> _Instructions for the task_:
Search the data for the string "index" and gather each line it is in.

--- BEGIN Available data ---

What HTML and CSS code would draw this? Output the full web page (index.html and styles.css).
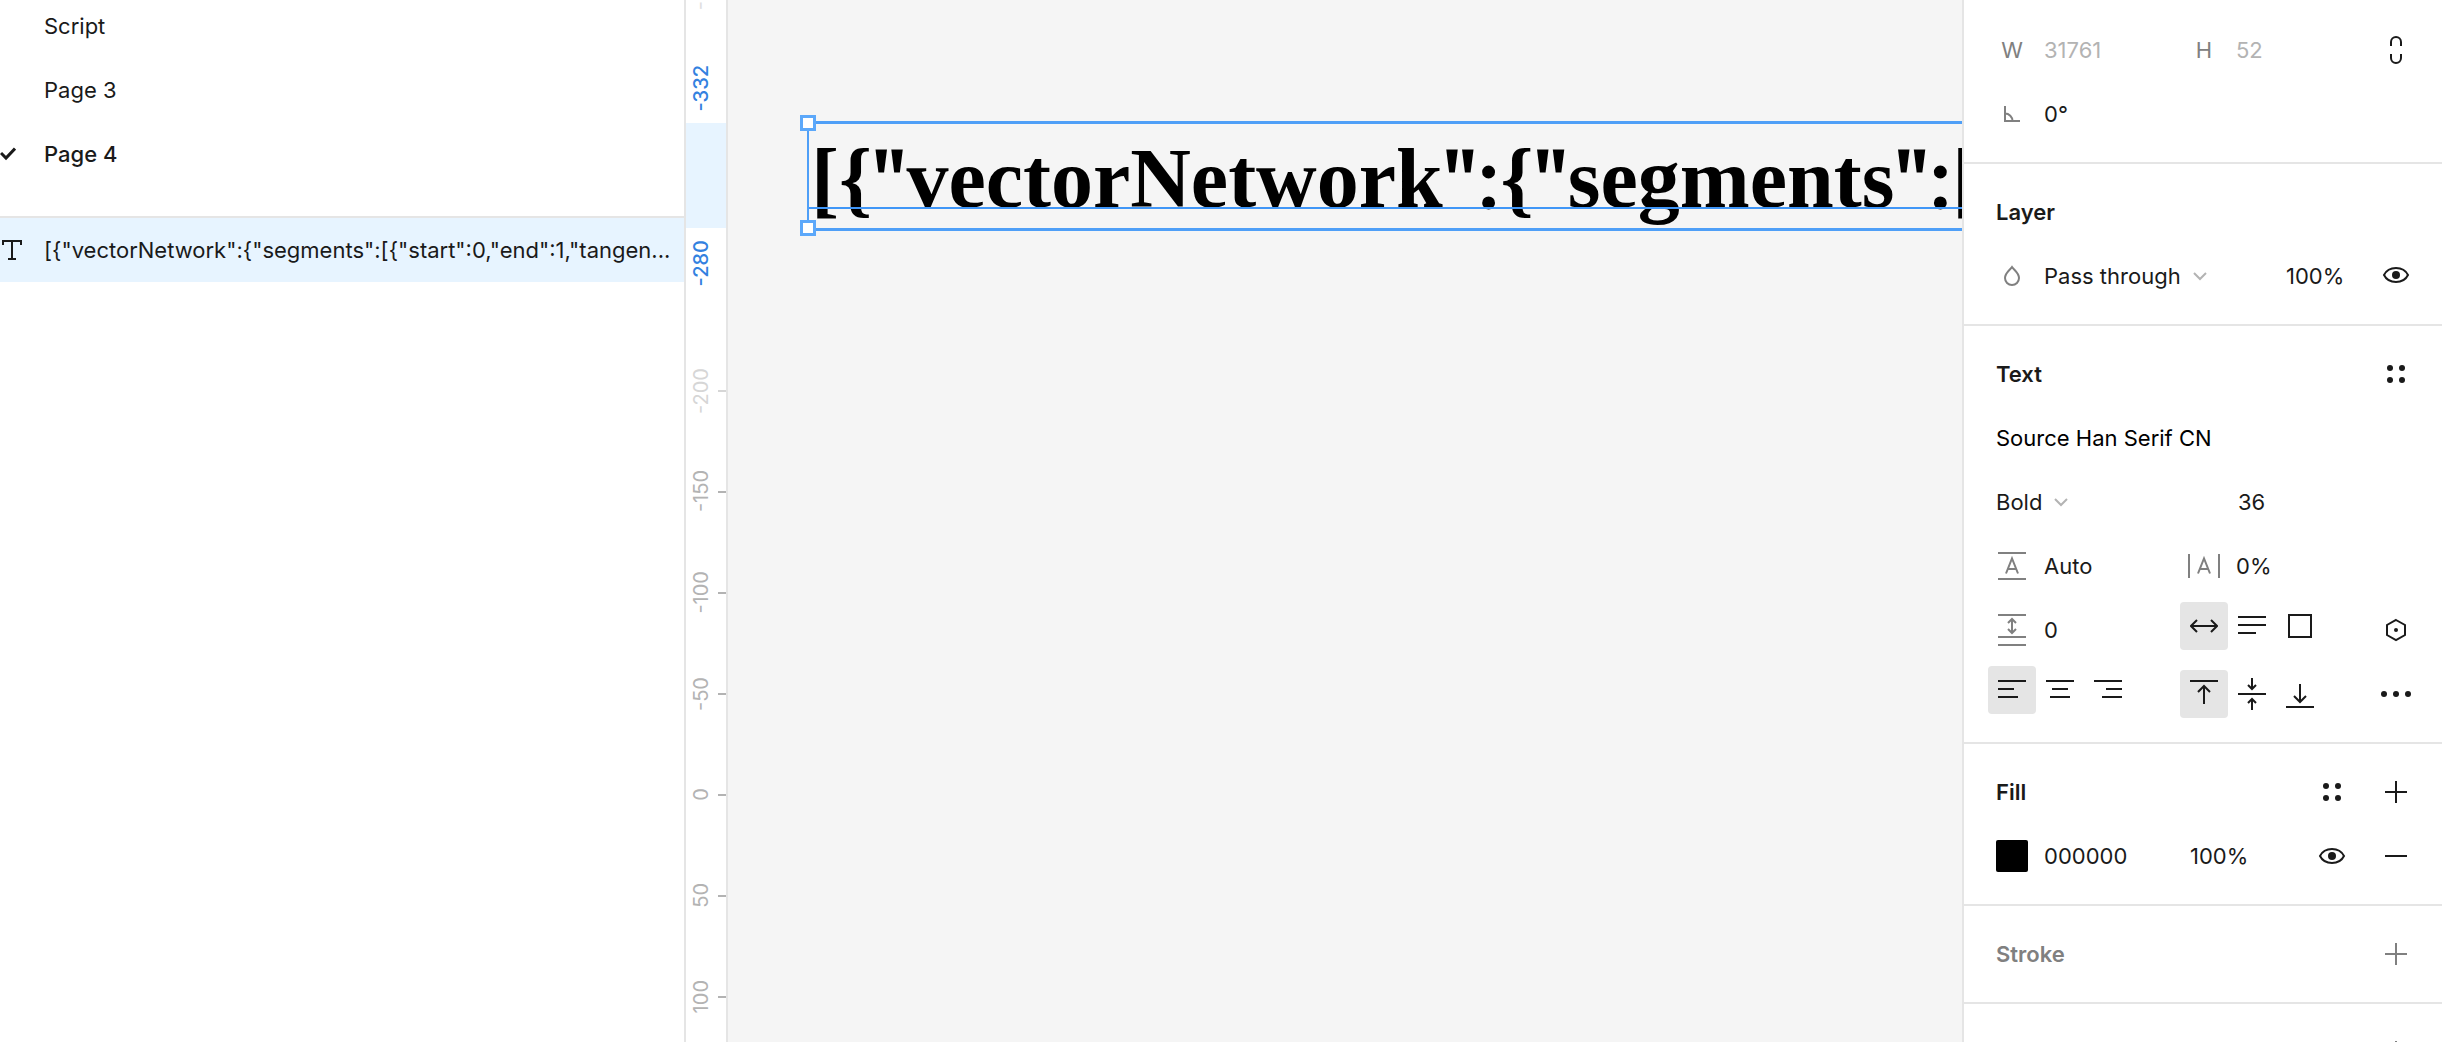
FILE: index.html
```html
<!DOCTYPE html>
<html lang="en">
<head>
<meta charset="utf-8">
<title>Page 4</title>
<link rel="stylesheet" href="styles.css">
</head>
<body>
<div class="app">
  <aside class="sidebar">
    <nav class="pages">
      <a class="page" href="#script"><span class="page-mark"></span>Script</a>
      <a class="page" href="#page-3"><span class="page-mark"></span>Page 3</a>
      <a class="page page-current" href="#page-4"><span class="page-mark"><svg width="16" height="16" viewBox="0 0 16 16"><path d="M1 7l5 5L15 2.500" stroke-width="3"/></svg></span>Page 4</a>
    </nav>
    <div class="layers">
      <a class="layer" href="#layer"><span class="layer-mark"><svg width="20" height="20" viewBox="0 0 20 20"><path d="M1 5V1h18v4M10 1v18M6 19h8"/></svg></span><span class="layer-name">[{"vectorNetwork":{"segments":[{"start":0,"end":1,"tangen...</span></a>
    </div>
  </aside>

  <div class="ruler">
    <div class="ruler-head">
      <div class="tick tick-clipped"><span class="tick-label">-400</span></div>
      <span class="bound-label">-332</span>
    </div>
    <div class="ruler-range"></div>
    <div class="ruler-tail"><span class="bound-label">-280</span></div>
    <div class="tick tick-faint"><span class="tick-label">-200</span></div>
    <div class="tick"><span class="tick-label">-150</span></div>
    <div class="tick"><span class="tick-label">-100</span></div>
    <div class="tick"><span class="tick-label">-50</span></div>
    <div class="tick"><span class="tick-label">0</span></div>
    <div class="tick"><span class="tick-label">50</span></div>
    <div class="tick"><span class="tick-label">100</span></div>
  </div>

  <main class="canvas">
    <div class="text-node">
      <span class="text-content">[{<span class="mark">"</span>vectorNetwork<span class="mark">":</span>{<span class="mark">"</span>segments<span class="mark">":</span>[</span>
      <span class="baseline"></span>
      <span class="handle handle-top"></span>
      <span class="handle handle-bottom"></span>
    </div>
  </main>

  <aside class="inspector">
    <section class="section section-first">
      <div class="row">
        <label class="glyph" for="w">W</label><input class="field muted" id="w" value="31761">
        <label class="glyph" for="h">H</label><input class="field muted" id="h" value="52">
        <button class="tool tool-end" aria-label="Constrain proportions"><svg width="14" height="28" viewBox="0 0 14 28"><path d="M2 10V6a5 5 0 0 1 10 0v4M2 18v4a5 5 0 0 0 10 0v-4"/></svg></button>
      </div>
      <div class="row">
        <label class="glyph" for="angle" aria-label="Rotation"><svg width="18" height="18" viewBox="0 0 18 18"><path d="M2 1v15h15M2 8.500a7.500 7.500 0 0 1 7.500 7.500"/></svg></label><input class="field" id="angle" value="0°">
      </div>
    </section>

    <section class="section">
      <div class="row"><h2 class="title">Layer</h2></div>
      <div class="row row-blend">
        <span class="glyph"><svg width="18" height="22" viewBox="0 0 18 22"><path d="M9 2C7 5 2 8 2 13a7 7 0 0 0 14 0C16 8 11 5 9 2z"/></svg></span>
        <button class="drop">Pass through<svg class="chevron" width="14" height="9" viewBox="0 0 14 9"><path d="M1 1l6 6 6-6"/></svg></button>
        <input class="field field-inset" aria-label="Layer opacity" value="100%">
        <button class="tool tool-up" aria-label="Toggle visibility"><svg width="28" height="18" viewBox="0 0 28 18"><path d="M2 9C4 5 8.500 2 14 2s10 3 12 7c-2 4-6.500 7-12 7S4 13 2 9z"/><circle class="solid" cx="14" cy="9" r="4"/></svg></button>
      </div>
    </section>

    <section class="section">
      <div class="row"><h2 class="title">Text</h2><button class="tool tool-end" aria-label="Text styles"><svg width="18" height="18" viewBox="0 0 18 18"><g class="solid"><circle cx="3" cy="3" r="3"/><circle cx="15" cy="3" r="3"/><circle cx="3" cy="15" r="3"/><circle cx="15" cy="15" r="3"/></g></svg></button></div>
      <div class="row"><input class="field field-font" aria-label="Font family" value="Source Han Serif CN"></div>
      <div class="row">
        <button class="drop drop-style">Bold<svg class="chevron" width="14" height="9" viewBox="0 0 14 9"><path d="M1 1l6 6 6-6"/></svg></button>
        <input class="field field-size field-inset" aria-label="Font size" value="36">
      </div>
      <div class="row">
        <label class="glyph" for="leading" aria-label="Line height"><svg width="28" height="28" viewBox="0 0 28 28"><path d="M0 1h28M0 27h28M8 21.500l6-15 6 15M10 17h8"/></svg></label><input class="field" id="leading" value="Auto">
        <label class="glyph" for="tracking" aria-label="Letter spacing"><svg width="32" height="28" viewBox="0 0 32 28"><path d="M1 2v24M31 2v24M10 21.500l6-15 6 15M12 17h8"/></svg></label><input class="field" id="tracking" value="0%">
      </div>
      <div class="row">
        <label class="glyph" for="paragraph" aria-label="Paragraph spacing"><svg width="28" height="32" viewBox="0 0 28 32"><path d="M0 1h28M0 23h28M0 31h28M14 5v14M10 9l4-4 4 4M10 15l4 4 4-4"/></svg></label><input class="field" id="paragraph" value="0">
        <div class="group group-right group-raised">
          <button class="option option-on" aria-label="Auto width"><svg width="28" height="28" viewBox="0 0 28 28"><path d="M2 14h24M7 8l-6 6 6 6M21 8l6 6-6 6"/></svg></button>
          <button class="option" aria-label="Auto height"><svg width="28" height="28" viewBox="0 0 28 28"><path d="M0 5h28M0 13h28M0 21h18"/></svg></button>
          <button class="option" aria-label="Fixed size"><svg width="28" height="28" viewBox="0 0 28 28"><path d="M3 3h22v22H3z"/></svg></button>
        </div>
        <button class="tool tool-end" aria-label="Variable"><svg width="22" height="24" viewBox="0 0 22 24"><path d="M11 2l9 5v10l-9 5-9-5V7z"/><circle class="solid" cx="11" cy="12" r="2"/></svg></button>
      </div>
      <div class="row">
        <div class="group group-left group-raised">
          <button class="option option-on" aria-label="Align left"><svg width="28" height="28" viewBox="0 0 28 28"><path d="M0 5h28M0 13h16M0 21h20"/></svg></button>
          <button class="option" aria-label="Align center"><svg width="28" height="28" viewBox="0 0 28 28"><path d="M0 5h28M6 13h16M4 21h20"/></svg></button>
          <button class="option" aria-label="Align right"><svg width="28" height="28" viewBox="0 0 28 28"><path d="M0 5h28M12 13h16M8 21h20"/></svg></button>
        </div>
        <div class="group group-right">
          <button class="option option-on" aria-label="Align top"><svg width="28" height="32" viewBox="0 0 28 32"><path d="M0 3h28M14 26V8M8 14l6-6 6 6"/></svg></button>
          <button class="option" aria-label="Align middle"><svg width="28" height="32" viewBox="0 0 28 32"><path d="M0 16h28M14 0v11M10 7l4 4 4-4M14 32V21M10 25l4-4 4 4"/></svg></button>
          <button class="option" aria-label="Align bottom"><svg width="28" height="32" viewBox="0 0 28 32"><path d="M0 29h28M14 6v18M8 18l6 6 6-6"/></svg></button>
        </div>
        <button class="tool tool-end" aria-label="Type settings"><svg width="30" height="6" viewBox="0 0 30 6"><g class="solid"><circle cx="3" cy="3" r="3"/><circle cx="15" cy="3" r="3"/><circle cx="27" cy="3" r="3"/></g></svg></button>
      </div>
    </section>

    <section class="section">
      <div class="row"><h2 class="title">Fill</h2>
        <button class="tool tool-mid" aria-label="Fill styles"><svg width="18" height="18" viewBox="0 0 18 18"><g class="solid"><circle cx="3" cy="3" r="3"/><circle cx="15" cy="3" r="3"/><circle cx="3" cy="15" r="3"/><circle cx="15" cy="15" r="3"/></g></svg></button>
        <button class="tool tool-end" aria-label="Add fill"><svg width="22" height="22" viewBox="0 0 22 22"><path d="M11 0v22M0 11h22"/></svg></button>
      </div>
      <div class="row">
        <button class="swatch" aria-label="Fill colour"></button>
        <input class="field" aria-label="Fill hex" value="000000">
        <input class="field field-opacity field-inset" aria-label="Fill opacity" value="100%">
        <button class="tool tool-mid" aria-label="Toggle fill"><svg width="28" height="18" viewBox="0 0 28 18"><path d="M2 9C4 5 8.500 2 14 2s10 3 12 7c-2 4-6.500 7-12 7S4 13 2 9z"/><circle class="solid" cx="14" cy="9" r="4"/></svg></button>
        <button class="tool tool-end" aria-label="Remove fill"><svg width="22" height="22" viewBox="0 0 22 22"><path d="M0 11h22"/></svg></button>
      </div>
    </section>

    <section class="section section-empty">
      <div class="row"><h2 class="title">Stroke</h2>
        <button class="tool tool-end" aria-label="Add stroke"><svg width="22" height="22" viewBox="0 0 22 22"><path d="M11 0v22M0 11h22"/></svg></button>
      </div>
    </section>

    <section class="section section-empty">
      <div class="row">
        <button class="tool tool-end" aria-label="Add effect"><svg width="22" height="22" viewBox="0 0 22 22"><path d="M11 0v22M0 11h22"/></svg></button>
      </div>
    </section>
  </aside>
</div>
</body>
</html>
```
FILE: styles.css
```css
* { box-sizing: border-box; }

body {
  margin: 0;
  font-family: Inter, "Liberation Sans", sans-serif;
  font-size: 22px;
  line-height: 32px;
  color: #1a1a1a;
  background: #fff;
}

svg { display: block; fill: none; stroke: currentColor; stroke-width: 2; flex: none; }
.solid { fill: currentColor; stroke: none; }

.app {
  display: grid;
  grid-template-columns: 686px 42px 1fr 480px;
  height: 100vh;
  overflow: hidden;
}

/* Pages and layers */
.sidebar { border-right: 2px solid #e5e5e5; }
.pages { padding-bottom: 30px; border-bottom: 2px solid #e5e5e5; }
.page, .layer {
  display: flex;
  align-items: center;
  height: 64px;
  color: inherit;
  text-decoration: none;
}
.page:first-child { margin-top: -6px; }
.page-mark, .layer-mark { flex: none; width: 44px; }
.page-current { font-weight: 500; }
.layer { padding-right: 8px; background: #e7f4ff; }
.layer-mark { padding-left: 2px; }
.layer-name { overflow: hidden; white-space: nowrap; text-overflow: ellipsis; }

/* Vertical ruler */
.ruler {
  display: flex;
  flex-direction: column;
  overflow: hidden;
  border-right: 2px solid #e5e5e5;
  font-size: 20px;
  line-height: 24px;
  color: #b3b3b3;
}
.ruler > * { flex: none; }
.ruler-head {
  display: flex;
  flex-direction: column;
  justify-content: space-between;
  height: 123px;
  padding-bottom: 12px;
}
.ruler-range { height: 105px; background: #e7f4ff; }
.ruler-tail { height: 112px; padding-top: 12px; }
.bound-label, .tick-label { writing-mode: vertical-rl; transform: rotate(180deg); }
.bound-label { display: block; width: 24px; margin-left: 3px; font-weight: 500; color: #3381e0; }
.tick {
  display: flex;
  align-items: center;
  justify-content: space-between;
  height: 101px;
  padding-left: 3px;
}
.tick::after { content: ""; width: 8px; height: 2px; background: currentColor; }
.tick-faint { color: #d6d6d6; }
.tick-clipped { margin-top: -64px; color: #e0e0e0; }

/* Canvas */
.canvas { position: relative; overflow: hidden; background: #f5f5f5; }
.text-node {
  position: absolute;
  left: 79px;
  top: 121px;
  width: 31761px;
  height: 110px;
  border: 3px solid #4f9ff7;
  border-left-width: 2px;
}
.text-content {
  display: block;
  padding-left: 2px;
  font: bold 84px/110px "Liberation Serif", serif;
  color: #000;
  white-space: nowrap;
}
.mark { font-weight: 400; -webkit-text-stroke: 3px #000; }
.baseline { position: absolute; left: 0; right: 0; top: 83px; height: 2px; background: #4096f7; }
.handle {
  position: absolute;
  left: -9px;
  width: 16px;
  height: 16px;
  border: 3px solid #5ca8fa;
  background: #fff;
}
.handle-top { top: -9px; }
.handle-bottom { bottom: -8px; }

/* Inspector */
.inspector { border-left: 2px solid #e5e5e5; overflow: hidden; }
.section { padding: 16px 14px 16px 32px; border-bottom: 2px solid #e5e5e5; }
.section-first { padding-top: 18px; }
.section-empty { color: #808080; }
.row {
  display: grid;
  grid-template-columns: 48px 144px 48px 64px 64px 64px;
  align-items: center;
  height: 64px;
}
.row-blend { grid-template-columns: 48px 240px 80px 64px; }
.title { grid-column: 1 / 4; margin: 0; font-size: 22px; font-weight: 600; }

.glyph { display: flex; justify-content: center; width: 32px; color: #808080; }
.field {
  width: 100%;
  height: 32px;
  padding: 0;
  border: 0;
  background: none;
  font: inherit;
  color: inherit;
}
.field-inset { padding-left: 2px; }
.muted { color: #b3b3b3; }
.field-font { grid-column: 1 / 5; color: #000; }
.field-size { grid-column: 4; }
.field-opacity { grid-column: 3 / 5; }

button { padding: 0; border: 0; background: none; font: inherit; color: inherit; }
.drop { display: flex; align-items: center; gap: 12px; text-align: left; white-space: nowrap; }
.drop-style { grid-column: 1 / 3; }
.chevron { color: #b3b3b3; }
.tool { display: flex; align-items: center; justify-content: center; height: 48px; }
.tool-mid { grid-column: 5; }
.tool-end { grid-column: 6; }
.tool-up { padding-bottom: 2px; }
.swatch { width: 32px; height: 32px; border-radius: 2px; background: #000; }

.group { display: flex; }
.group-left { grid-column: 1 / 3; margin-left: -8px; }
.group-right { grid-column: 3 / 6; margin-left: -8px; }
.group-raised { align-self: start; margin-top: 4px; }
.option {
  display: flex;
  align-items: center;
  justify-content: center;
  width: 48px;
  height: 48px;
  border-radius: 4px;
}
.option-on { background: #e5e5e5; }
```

--- END Available data ---

> _Correct response_:
What HTML and CSS code would draw this? Output the full web page (index.html and styles.css).
FILE: index.html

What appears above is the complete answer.